One board member is quoted as saying we need to regain the trust of parents in the community. I don’t think we ever lost it. What this is really about, I believe, is an attempt to micro-manage and limit what students are exposed to, so that their education conforms to conservative political values.
Students should be free to learn about those values, and free to learn about all sorts of things. I hope we can agree that we want students to learn to think for themselves, make their own, informed decisions about the world they will inherit. We don’t need to impose a right-wing agenda on them, or a left-wing agenda. Let students learn about our nation’s greatness, and its flaws.

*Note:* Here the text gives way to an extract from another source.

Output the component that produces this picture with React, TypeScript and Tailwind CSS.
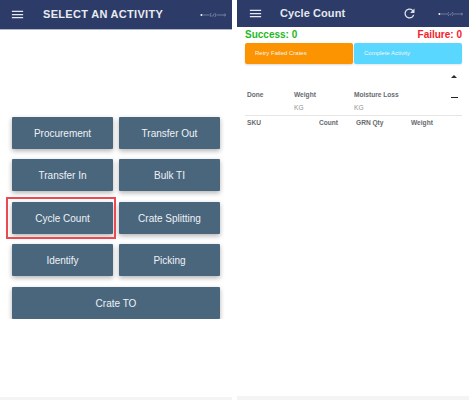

The Declaration of Independence, the Constitution and the Bill of Rights, these are inspiring documents, as relevant today as ever. Yet we as a nation have consistently fallen short of living up to them. We have a president who is attacking people of color, continuing the racism grounded in the enslavement of African-Americans in this country from 1619 to 1865, when a Republican president finally freed them. But then southern states went to war to protect slavery, and 600,000 people died. President Donald Trump has called people of color ” garbage,” and threatens to deport legal immigrants, despite having immigrant roots himself, as most of us do.
Maine’s indigenous community, the Wabanaki or People of the Dawn, fought and died for our country because it is their country. The Wabanaki were shoved onto small reservations, their lands stolen from them, and they did not receive the full right to vote in national elections until 1948, and in state elections not until 1967.
Now we have a law that Wabanaki studies be taught in every Maine school. These truths are important. The bottom line is that we need to teach our students to look for truth, to critically evaluate what they are taught, and finally, to blossom into healthy adults with an understanding of where we come from and what we can do for the common good of all.
There are different points of view on these issues, and I’m in favor of students hearing all of them, but I’m not in favor of selectively presenting them with a sanitized version of our society or its history.
I believe the St. George School would win a National Blue Ribbon School of Excellence award, but it can’t because the Trump administration abolished the program, and Trump wants to eliminate the Department of Education.
Let’s not tear down education, let’s support it. And let’s support our teachers and their good judgment, without interference.